I use mostly HOT water when I am bending, but when the wood is pushing back I squirt some windex with ammonia. This was used on the front side around the cowl area.

More sheets added to the wing.

The plans say to use 1/8" sheet, this stuff seems too thick for a wing, I thought 3/32" would be enough.
I am not a designer, so I don't know what the designer had in mind, just seems heavy.
I know he didn't fibreglass his, he used easycote.

Its too late to go back now, just saying.
Oct 23, 2019, 07:44 AM
Wanted for breaking Ohm's Law
Dennis Sumner's Avatar
Baby steps....

I tend to agree 1/8Ē seems pretty thick to sheet the fuse. Might have been easier to plank with 1/8Ē?
Latest blog entry: RC Throw Gauge
Oct 23, 2019, 08:38 AM
Registered User
Zipman's Avatar
Quote:
Originally Posted by onewonders

More sheets added to the wing.

The plans say to use 1/8" sheet, this stuff seems too thick for a wing, I thought 3/32" would be enough.
I am not a designer, so I don't know what the designer had in mind, just seems heavy.
I know he didn't fibreglass his, he used easycote.
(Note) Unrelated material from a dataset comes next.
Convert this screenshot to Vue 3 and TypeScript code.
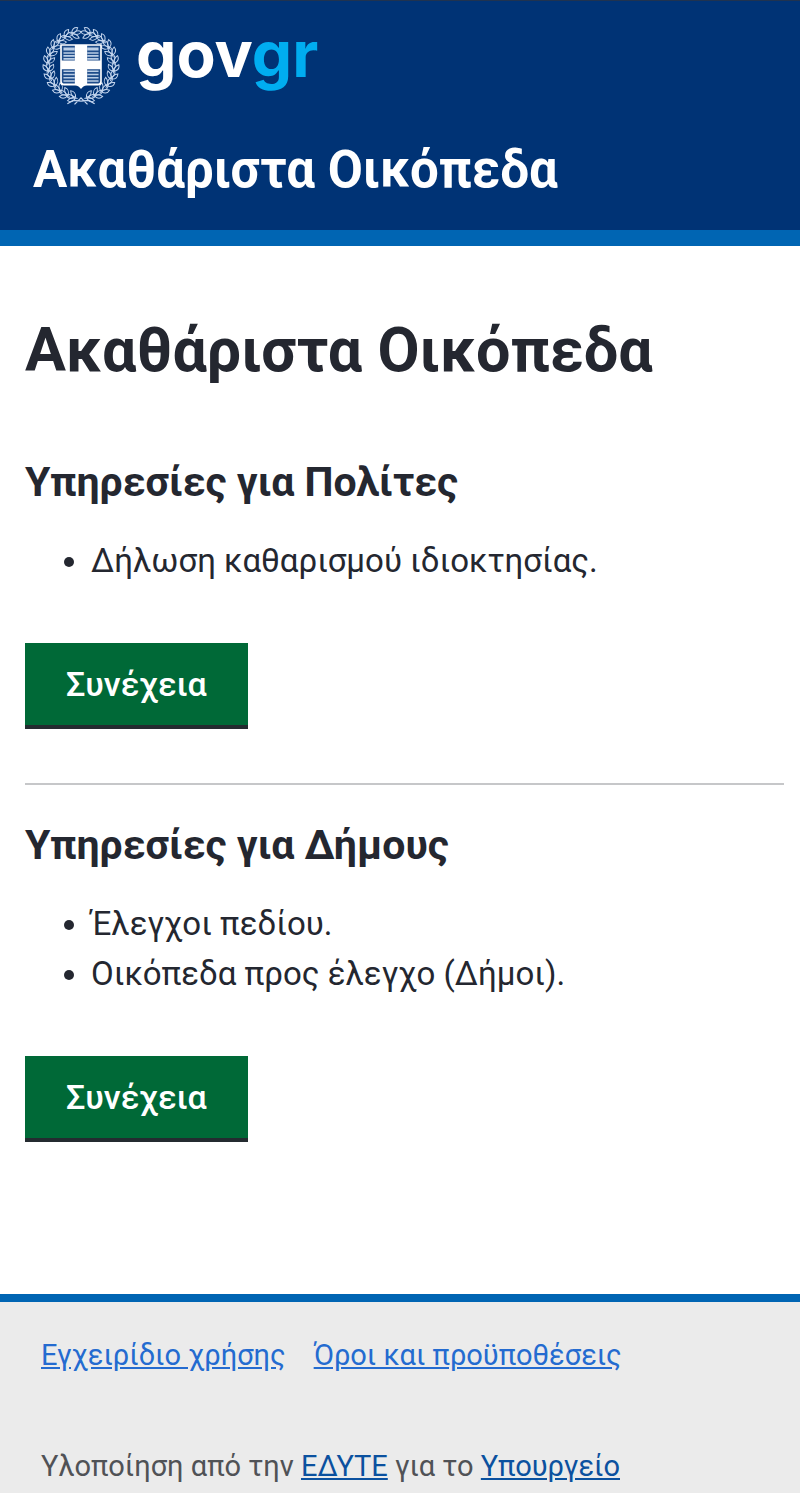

Its too late to go back now, just saying.
The Midwest AT-6 kit 83in span at 1/6th scale used 3/32 on the wings and 1/8th sheeting on the fuse.

Try to sand the rear fuse well the more weight behind the CG the more you will have to add up front.
Oct 23, 2019, 10:13 AM
Build Fly Crash - Start Again!
onewonders's Avatar
Thread OP
I just re-read the plans.

Fuselage 3mm or 1/8"
Wings 2.4mm or 3/32"

Huge mistake ...and I didn't have any wine last night...

So....suggestions please.

Do I remove what I have glued down....or do I do the rest of the top in 3/32" and the bottom in 3/32"

If I finish the rest of the wing with 3/32" some shaping will be required, not an issue.
Sand the 1/8" as much as needed, keeping the 3/32" as is, I could lighten the 1/8"
Making sure it is balanced left to right?

I would hate to lose all that balsa and time, but I leave it to you guys to give some advise.
Oct 23, 2019, 12:15 PM
Registered User
Zipman's Avatar
Ya, finish the wing in 3/32 then sand that 1/8 down as best you can. Only got to take off 1/32.
Still surprised the plans called for 1/8th on the fuse.